Mais dès la jetée, elle se tient là qui lui dit : "Si tu reviens pour repartir, n'aborde pas. N'attends de moi ni linge, ni singe, ni biscuit. N'espère rien du ventre qui s'est refermé, il n'est plus saignant de ta sonde. Mais si tu reconnais parmi ceux-là qui jouent le fils qui ne sait rien de toi, alors demeure, et sois à la hauteur des rêves qu'il a forgés en ton absence."

dimanche 3 octobre 2010

Casablanquer, 6

Sur la presqu'île aride où prie le marabout –c'est un isthme phalloïde, une roche hérissée où des murs blancs s'effondrent– des femmes stériles implorent que l'enfant paraisse sous l'œil des maris assis sur leurs capots.
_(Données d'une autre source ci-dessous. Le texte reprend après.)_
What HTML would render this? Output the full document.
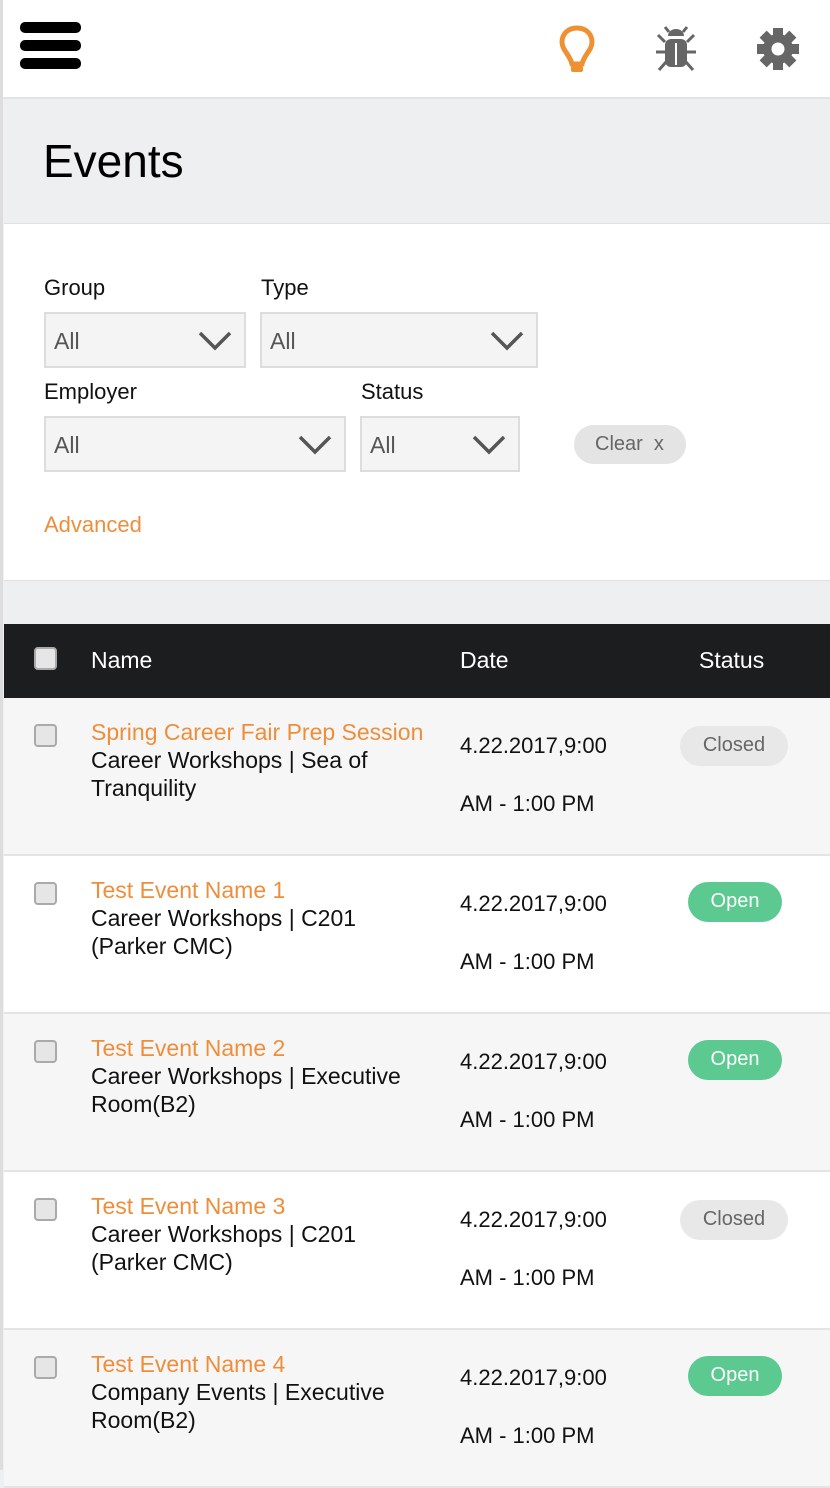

Des fous qu'on a enchaînés là attendent le départ de leurs démons intimes et la femme accroupie lime son vagin las d'une pierre ponce grise qu'elle a cendré de poudre de scorpion séché. La femme aride crie, djellaba relevée, elle maudit le sperme infécond de l'époux, sûre qu'il ne peut entendre puisque l'océan s'abat, paroi de pierreries, Jéricho liquide sur la presqu'île grise où le marabout prie.

samedi 2 octobre 2010

en marche

Singes le ventre ouvert nous hurlons, ce qui fut découvert épouvante, un démon qui hantait, pancréatique, nos humeurs, et qui se révèle au jour pire que tumeur. Chirurgiens incultes nous découvrons, nous souffrons de nous opérer nous-mêmes, la scission nous obsède, chansons que tout cela, c’est ce que nous voudrions croire, que nous ne croyons pas : un coup pour voir, nous bandons pour le hasard, et c’est l’espoir qui nous abandonne. Maldonne, la vierge des tueurs a ce nom que les enfants ânonnent et que nous condamnons.
Nous brodons des anathèmes au marqueur sur les tee-shirts blêmes que revêtent crâneurs Antoine, Marie-Laure, Amélie, Laurène, et Kevin et Victor, jeunesse je vous aime quand vous n’avez pas peur, Latifa, Lucie au nom de lumière, et François, et Marie, et cette Hélène-là qui se peignit la peau des rougeurs de la honte. Jeunesse, je vous aime pour cette France floue que vos corps refusant l’assommoir de la haine appellent de toutes les peaux possibles, scandent sur tous les rythmes, nomment de toute urgence, jeunesse je suis fier de chanter votre élan.